Tests for Model Development

  • Model code goes through code review
  • Offline proxy metrics are measuring what will be A/B tested
  • Hyperparameter tuning
  • Effect of model staleness
  • Simple models as a baseline
  • Model performs well across different data slices
  • Test for implicit bias in the model or data

Touches on aspects of good design principles such as optimizing for the right metrics, measuring staleness and updating the model on time. The point around good performance on different data slices is specially valid when majority data to the website might come from English speaking or developed countries etc.

Tests for ML Infrastructure

  • Reproducibility of model training
  • Integrations tests for the ML systems
  • Quality tests before deployment of the model
  • Ability to rollback deployed models
  • Testing via a canary process

Here most points are easy to follow in this list but something that I have found hard in experience is the quality tests. One example being recommendation systems, since the output of the system may change from time to time. It is hard to write automated tests that measure quality; interested in learning how others solve this problem.

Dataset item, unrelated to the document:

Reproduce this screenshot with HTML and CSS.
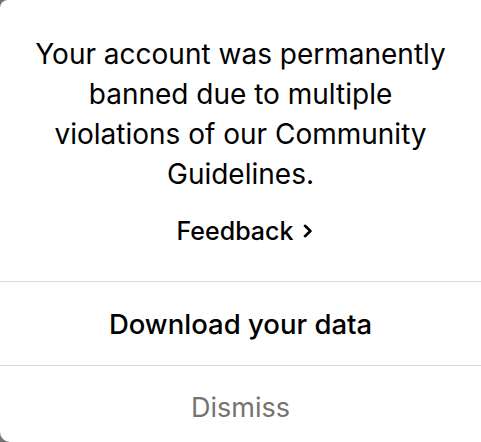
FILE: index.html
```html
<!DOCTYPE html>
<html lang="en">
<head>
  <meta charset="UTF-8" />
  <meta name="viewport" content="width=device-width, initial-scale=1.0" />
  <title>Account banned</title>
  <link rel="stylesheet" href="styles.css">
</head>
<body>
  <div class="dialog">
    <div class="message">
      <p class="notice">Your account was permanently banned due to multiple violations of our Community Guidelines.</p>
      <a class="feedback" href="#">Feedback
        <svg class="chevron" viewBox="0 0 12 14" width="12" height="14" aria-hidden="true">
          <path d="M3 1.8 L8.4 7 L3 12.2" fill="none" stroke="#000" stroke-width="2.6" stroke-linecap="round" stroke-linejoin="round" />
        </svg>
      </a>
    </div>
    <button class="action action-main">Download your data</button>
    <button class="action action-dismiss">Dismiss</button>
  </div>
</body>
</html>
```

FILE: styles.css
```css
:root {
  --divider: #dbdbdb;
}

html, body {
  margin: 0;
  height: 100%;
}

body {
  background-color: #737373;
  font-family: Inter, "Noto Sans", sans-serif;
  color: #000;
}

.dialog {
  background-color: #fff;
  height: 100%;
  display: flex;
  flex-direction: column;
  border-top-left-radius: 8px;
  border-bottom-left-radius: 10px;
}

.message {
  flex-shrink: 0;
  display: flex;
  flex-direction: column;
  align-items: center;
  padding: 34px 24px 0;
  height: 281px;
  box-sizing: border-box;
}

.notice {
  margin: 0;
  font-size: 28px;
  line-height: 40px;
  text-align: center;
}

.feedback {
  margin-top: 22px;
  margin-left: 10px;
  display: flex;
  align-items: center;
  gap: 9px;
  font-size: 25px;
  font-weight: 500;
  color: #000;
  text-decoration: none;
}

.action {
  flex-shrink: 0;
  display: block;
  width: 100%;
  height: 84px;
  border: 0;
  border-top: 1px solid var(--divider);
  background: none;
  font-family: inherit;
  font-size: 27.5px;
  padding: 0;
}

.action-main {
  font-weight: 500;
  color: #000;
}

.action-dismiss {
  font-size: 27px;
  color: #737373;
}
```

Monitoring Tests for ML Systems

  • Upstream instability in features, both in training and serving
  • Data invariants hold in training and serving inputs
  • Model staleness
  • Train/Test skew in features and inputs
  • Slow leak regression in latency, throughput etc.
  • Regression in prediction quality

This was a fantastic list as it covers a lot of hidden problems in model serving. As models get larger it can get expensive to serve them or features get more expensive to compute. Useful tools could be monitoring success metrics as a time-series and seeing if we hit consistent performance. Another could be to always have a small A/B test running against the old / baseline model.

The paper touches on basic problems that you run into quite often but are not talked about much in the ML community. Curious to know, how the problems around feature engineering and model complexity evolve with advent of Deep Learning models.


  • [1] Breck, E., Cai, S., Nielsen, E., Salib, M., & Sculley, D. (2016). What’s your ML Test Score? A rubric for ML production systems. Reliable Machine Learning in the Wild - NIPS 2016 Workshop, (NIPS).